9-11 changed everything about air travel, security
Frank Allocco, 5, is 37,000 feet above America, face pressed against the window.
“Cool,” he says to his 6-year-old sister. “Francesca, look.”
It’s their first flight. They ignore a Harry Potter DVD and video games. Instead, there are rivers, mountains and tiny cars below.
Francesca chimes in: “Wow, Frank, look at that cloud!”
For Frank and Francesca, soaring high above the country is magical. The kids from Park Ridge, Ill., are treated like stars. A flight attendant gives them wing pins. Mom and dad snap photos.
For most of us, though, the romance of flight is long gone — lost to Sept. 11, 2001, and hard-set memories of jets crashing into buildings.
We remember what it was like before. Keeping all our clothes on at security. Getting hot meals for free — even if we complained about the taste. Leg room.
Today, we feel beaten down even before reaching our seats. Shoes must be removed and all but the tiniest amounts of liquids surrendered at security checkpoints. Loved ones can no longer kiss passengers goodbye at the gate. And airlines, which have struggled ever since the day terrorists used airplanes as missiles, are adding fees, squeezing in passengers and cutting amenities to survive.
In interviews conducted during a week flying around the country — nine flights totaling 8,414 miles — many passengers expressed anger with air travel, which they said left them feeling like second-class citizens. Generally, the terrorism fears that prompted most of the changes were a distant afterthought.
“Anytime I walk into an airport, I feel like a victim,” said Lexa Shafer, of Norman, Okla. “I’m sorry that we have to live this way because of bad guys.”
Despite the aggravations, America’s skies are busier than ever. Airlines carried 720 million passengers last year, up from 666 million in the year before the attacks.
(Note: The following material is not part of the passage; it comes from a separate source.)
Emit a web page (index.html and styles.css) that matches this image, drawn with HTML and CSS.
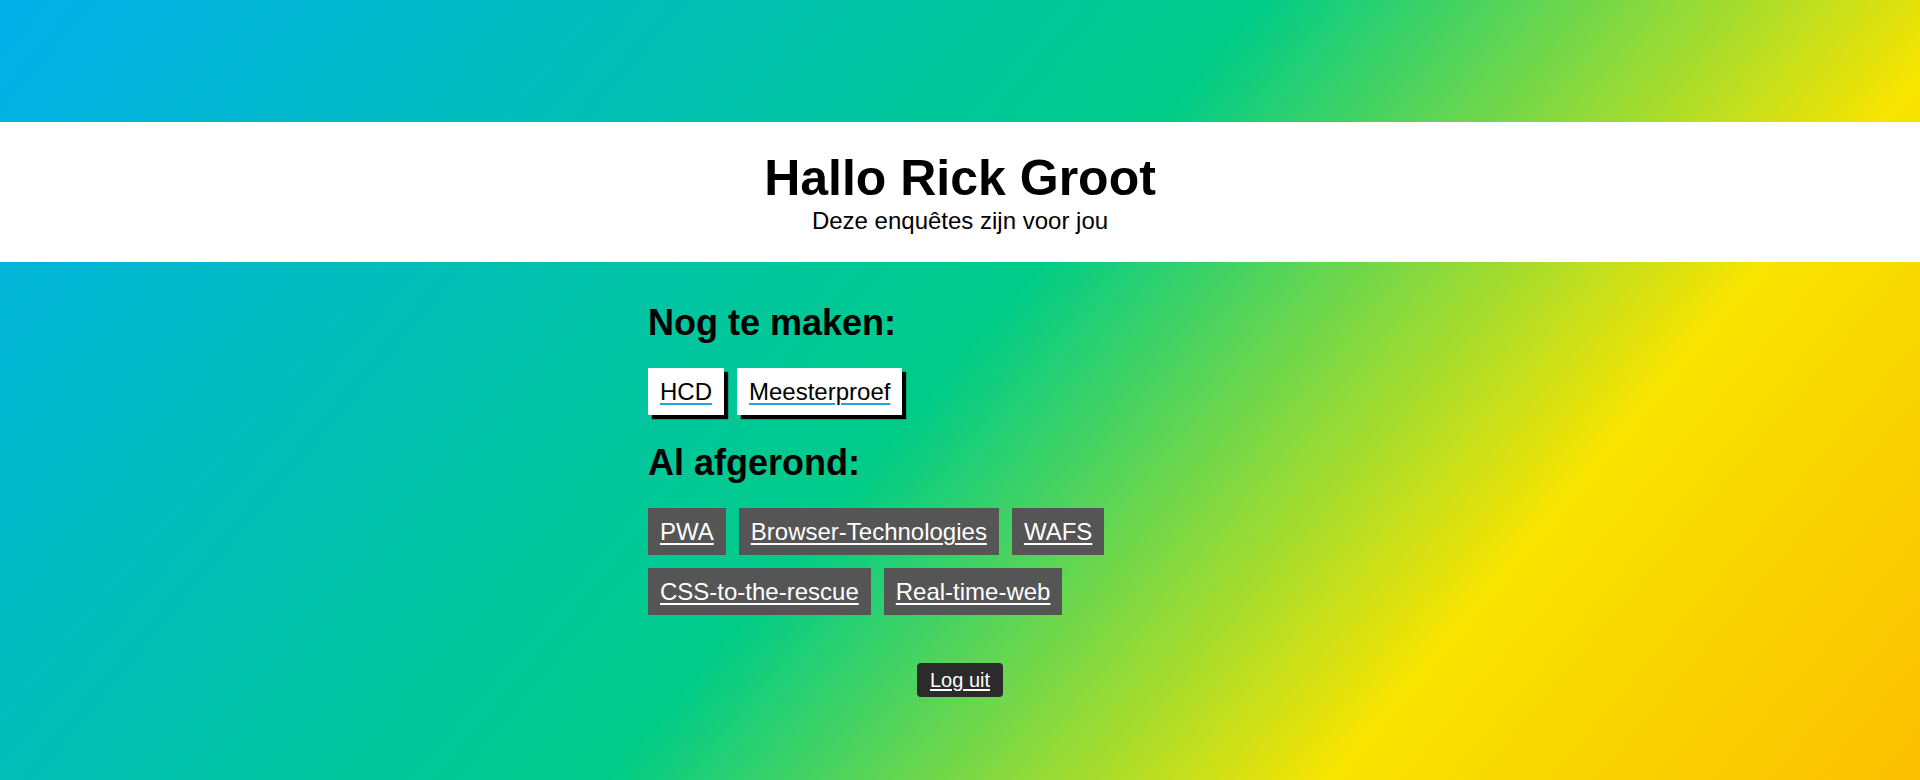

There was little concern about terrorism even on a flight that was almost identical — same route, airline, plane type and departure time — to United Airlines Flight 93, which crashed in a Pennsylvania field on Sept. 11 after passengers fought the terrorists for control.
Instead, passengers were jockeying for position at the gate as if they were waiting for the doors to open on a day-after-Thanksgiving sale. They glanced at each other’s tickets and mumbled complaints when somebody boarded before they were supposed to.
“Passengers have lost civility,” said Karen McNeilly, of Gold Hill, Ore.
And it’s not just the boarding process that would make Emily Post cringe.
On a flight to Houston, an oversized man stole a window seat. Why? Because in his assigned seat he would have spilled into the aisle. The rightful occupant couldn’t really object since the seat-stealer was already firmly planted, tray table down, Burger King cup out.
It’s easier now for passengers to get annoyed with each other. We’re simply getting packed in more tightly by airlines that are reining in costs more than they ever did before the terror attacks.
A decade ago, an average of 72 percent of seats per flight were occupied. Today, 82 percent are. Passengers once had a shot at an empty middle seat. Now, that rarely happens. Airlines have added rows, meaning less leg room. Smaller, regional planes now carry a quarter of all passengers, twice that of a decade ago.
“It is a dismal experience that you simply put up with because you have to get from point A to point B. It used to be the part of the trip you looked forward to,” said Virgin America CEO David Cush. “As an industry, we’ve found a way to beat that joy of flying out of people.”
In another effort to balance their books, airlines have added fees for once-free services. Last year, $8.1 billion in fees were collected, more than three times the $2.5 billion collected before the attacks, adjusted for inflation.
Checked-luggage fees accounted for $3.4 billion of the 2010 total. Without them, major airlines would have lost money last year rather than reporting a combined $2.6 billion in profits.
It’s no wonder that for shorter trips, Americans now avoid flying. New intercity buses have popped up and Amtrak now carries 37 percent more riders than a decade ago. Buses and trains don’t have the security checkpoints that make it necessary for air passengers to arrive at the airport about an hour before domestic flights and two hours in advance for trips out of the U.S.
The days of arriving minutes before a flight are a distant memory, and lines are inconsistent. While one Transportation Security Administration checkpoint took four minutes to clear, another involved a 27-minute wait.
Frequent flyers know the ever-changing set of security rules. Most others don’t.